You can then validate the result:

chap validate --dataset-csv /tmp/chap_convert_doctest.csv

rm -f /tmp/chap_convert_doctest.csv /tmp/chap_convert_doctest.geojson

Transforming data from other sources¶

If your data comes from a source other than DHIS2, you need to make sure it matches the CHAP format.

Column names¶

Rename your columns to match the expected names:

Time column must be named time_period
Location column must be named location
Case count column must be named disease_cases

Time period format¶

Convert your dates to the correct format:

Monthly data: YYYY-MM (e.g. 2023-01, 2023-12)
Weekly data: YYYY-Wnn (e.g. 2023-W01, 2023-W52)

Consecutive periods¶

All time periods must be consecutive with no gaps. Every location must have data for every time period in the dataset.

GeoJSON file¶

If you want spatial visualizations, create a GeoJSON file where each feature's identifier matches the location values in your CSV. Name the GeoJSON file with the same base name as your CSV (e.g. my_data.csv and my_data.geojson) for automatic discovery.

Example: transforming a pandas DataFrame¶

import pandas as pd

# Suppose you have a DataFrame with different column names
df = pd.DataFrame({
    "date": ["2023-01-01", "2023-02-01", "2023-01-01", "2023-02-01"],
    "region": ["Region_A", "Region_A", "Region_B", "Region_B"],
    "cases": [12, 8, 30, 22],
    "rain_mm": [37.9, 8.5, 55.3, 12.1],
})

# Rename columns to match CHAP format
df = df.rename(columns={
    "region": "location",
    "cases": "disease_cases",
    "rain_mm": "rainfall",
})

# Convert dates to YYYY-MM format
df["time_period"] = pd.to_datetime(df["date"]).dt.strftime("%Y-%m")
df = df.drop(columns=["date"])

# Reorder columns
df = df[["time_period", "rainfall", "disease_cases", "location"]]

Validating your dataset¶

Use the chap validate command to check that your CSV is CHAP-compatible before running an evaluation.

Basic validation¶

chap validate --dataset-csv example_data/laos_subset.csv

This checks for:

Required columns (time_period, location)
Missing values (NaN) in covariate columns
Location completeness (every location has the same set of time periods)
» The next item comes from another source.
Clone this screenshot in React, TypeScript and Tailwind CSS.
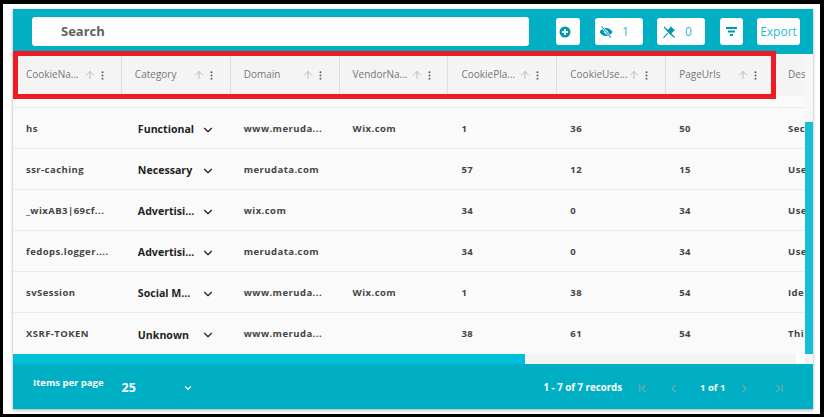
import React from 'react';
import { ChevronDown, ChevronLeft, ChevronRight, ChevronFirst, ChevronLast, ArrowUp, EllipsisVertical } from 'lucide-react';

const COLUMNS = ['CookieNa...', 'Category', 'Domain', 'VendorNa...', 'CookiePla...', 'CookieUse...', 'PageUrls', 'Des'];

const ROWS = [
  ['hs', 'Functional', 'www.meruda...', 'Wix.com', '1', '36', '50', 'Sec'],
  ['ssr-caching', 'Necessary', 'merudata.com', '', '57', '12', '15', 'Use'],
  ['_wixAB3|69cf...', 'Advertisi...', 'wix.com', '', '34', '0', '34', 'Use'],
  ['fedops.logger....', 'Advertisi...', 'merudata.com', '', '34', '0', '34', 'Use'],
  ['svSession', 'Social M...', 'www.meruda...', 'Wix.com', '1', '38', '54', 'Ide'],
  ['XSRF-TOKEN', 'Unknown', 'www.meruda...', '', '38', '61', '54', 'Thi'],
];

function ToolButton({ className, children }: { className: string; children: React.ReactNode }) {
  return (
    <div className={`flex items-center h-[27px] bg-white rounded-[3px] text-[#2dbccd] ${className}`}>
      {children}
    </div>
  );
}

export default function App() {
  return (
    <div className="w-[824px] h-[417px] bg-black pl-[3px] pt-[4px] pr-[4px] pb-[3px] overflow-hidden font-['Open_Sans',sans-serif]">
      <div className="w-full h-full bg-white pl-[10px] pt-[5px] pr-[7px] pb-[1px]">
        <div className="relative w-[800px] h-[400px] flex flex-col bg-[#fafafa] shadow-[0_1px_3px_rgba(0,0,0,0.35)]">
          {/* toolbar */}
          <div className="h-[45px] shrink-0 bg-[#00afc4] flex items-start pt-[8px] pl-[19px]">
            <div className="w-[497px] h-[29px] bg-white rounded-[3px] flex items-center pl-[29px] text-[13px] font-bold text-[#5f5f5f]">
              Search
            </div>
            <ToolButton className="mt-[1px] ml-[27px] w-[24px] pl-[3px]">
              <svg width="12" height="12" viewBox="0 0 12 12">
                <circle cx="6" cy="6" r="5.500" fill="#0098ac" />
                <path d="M6 3v6M3 6h6" stroke="#fff" strokeWidth="2" />
              </svg>
            </ToolButton>
            <ToolButton className="mt-[1px] ml-[15px] w-[48px] pl-[4px] gap-[9px] text-[12px]">
              <svg width="14" height="14" viewBox="0 0 14 14">
                <path d="M0.500 7c1.600-2.800 3.700-4 6.500-4s4.900 1.200 6.500 4c-1.600 2.800-3.700 4-6.500 4S2.100 9.800 0.500 7z" fill="#0098ac" />
                <circle cx="7" cy="7" r="1.800" fill="#fff" />
                <path d="M2.500 1.500l9.500 11" stroke="#fff" strokeWidth="2.400" />
                <path d="M2.500 1.500l9.500 11" stroke="#0098ac" strokeWidth="1.100" />
              </svg>
              <span>1</span>
            </ToolButton>
            <ToolButton className="mt-[1px] ml-[14px] w-[48px] pl-[5px] gap-[9px] text-[12px]">
              <svg width="14" height="14" viewBox="0 0 14 14" fill="none">
                <path d="M8.500 1l4.500 4.500-1.500.8-2 2-.5 2.200L4 5l2.200-.5 2-2z" fill="#0098ac" />
                <path d="M5.800 8.200L1.500 12.800" stroke="#0098ac" strokeWidth="1.200" />
                <path d="M2 2l10.500 10.500" stroke="#0098ac" strokeWidth="1.200" />
              </svg>
              <span>0</span>
            </ToolButton>
            <ToolButton className="mt-[1px] ml-[15px] w-[23px] pl-[6px]">
              <svg width="11" height="9" viewBox="0 0 11 9">
                <path d="M0 0h11v2H0zM2 3.500h7v2H2zM4 7h3v2H4z" fill="#0098ac" />
              </svg>
            </ToolButton>
            <ToolButton className="mt-[1px] ml-[14px] w-[43px] justify-center text-[12px]">Export</ToolButton>
          </div>

          {/* table with vertical scrollbar */}
          <div className="flex h-[300px] shrink-0">
            <div className="w-[792px] overflow-hidden">
              <div className="flex h-[42px] w-[880px] bg-[#f4f4f4]">
                {COLUMNS.map((c) => (
                  <div key={c} className="w-[108.860px] shrink-0 flex items-center pl-[13px] border-r border-[#dedede] text-[10px] text-[#777777]">
                    <span className="w-[58px] mb-[2px] whitespace-nowrap">{c}</span>
                    {c !== 'Des' && (
                      <>
                        <ArrowUp size={12} className="text-[#aaaaaa] shrink-0" strokeWidth={1.500} />
                        <EllipsisVertical size={11} className="text-[#666666] shrink-0 ml-[1px]" strokeWidth={2.500} />
                      </>
                    )}
                  </div>
                ))}
              </div>
              <div className="h-[12px] border-b border-[#ececec]" />
              {ROWS.map((row) => (
                <div key={row[0]} className="flex h-[41px] w-[880px] items-center border-b border-[#ececec] last:border-b-0 text-[9.500px] font-bold text-[#444444] tracking-[0.45px]">
                  {row.map((cell, i) =>
                    i === 1 ? (
                      <div key={i} className="w-[108.860px] shrink-0 flex items-center pl-[16px] pt-[4px] tracking-normal text-[10.600px] font-bold text-[#1f1f1f]">
                        <span className="w-[63px] whitespace-nowrap">{cell}</span>
                        <ChevronDown size={14} strokeWidth={2} />
                      </div>
                    ) : (
                      <div key={i} className="w-[108.860px] shrink-0 pl-[13px] pt-[2px] whitespace-nowrap">
                        {cell}
                      </div>
                    ),
                  )}
                </div>
              ))}
            </div>
            <div className="w-[8px] bg-[#f7f7f7] flex flex-col">
              <div className="h-[68px] shrink-0" />
              <div className="flex-1 bg-[#16bfd6]" />
            </div>
          </div>

          {/* horizontal scrollbar */}
          <div className="flex h-[10px] shrink-0 bg-[#f4f4f4]">
            <div className="w-[512px] bg-[#00bfd8]" />
            <div className="w-[271px]" />
            <div className="w-[9px] bg-white" />
          </div>

          {/* footer */}
          <div className="flex-1 bg-[#00afc4] flex items-center pt-[3px] text-white font-bold">
            <span className="ml-[20px] mb-[9px] text-[9.500px]">Items per page</span>
            <span className="ml-[18px] w-[61px] text-[12.500px]">25</span>
            <ChevronDown size={10} strokeWidth={3} />
            <span className="ml-[351px] text-[9.700px]">1 - 7 of 7 records</span>
            <ChevronFirst size={13} strokeWidth={2} className="ml-[14px] text-[#7da5ad]" />
            <ChevronLeft size={13} strokeWidth={2} className="ml-[18px] text-[#7da5ad]" />
            <span className="ml-[20px] text-[9.500px]">1 of 1</span>
            <ChevronRight size={13} strokeWidth={2} className="ml-[13px] text-[#7da5ad]" />
            <ChevronLast size={13} strokeWidth={2} className="ml-[22px] text-[#7da5ad]" />
          </div>

          {/* red annotation around the header */}
          <div className="absolute left-0 top-[42px] w-[763px] h-[48px] border-[5px] border-[#ed1c24]" />
        </div>
      </div>
    </div>
  );
}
Validation against a model¶

You can also validate that your dataset has the covariates a specific model requires:

chap validate \
    --dataset-csv example_data/laos_subset.csv \
    --model-name external_models/naive_python_model_uv

This additionally checks that all required covariates for the model are present in the dataset, and that the time period type (weekly/monthly) matches what the model supports.

Using a data source mapping¶

If your CSV uses different column names than what the model expects, provide a mapping file:

chap validate \
    --dataset-csv example_data/laos_subset_custom_columns.csv \
    --data-source-mapping example_data/column_mapping.json

Where column_mapping.json maps model covariate names to your CSV column names:

{"rainfall": "rain_mm", "mean_temperature": "temp_avg"}

Running an evaluation¶

Once your dataset is validated, you can evaluate a model on it using chap eval:

chap eval \
    --model-name external_models/naive_python_model_uv \
    --dataset-csv example_data/laos_subset.csv \
    --output-file ./eval_presession_doctest.nc \
    --backtest-params.n-splits 2 \
    --backtest-params.n-periods 1

Then visualize the results:

chap plot-backtest \
    --input-file ./eval_presession_doctest.nc \
    --output-file ./plot_presession_doctest.html

rm -f ./eval_presession_doctest.nc ./plot_presession_doctest.html

For more details on evaluation parameters, see the Evaluation Workflow guide.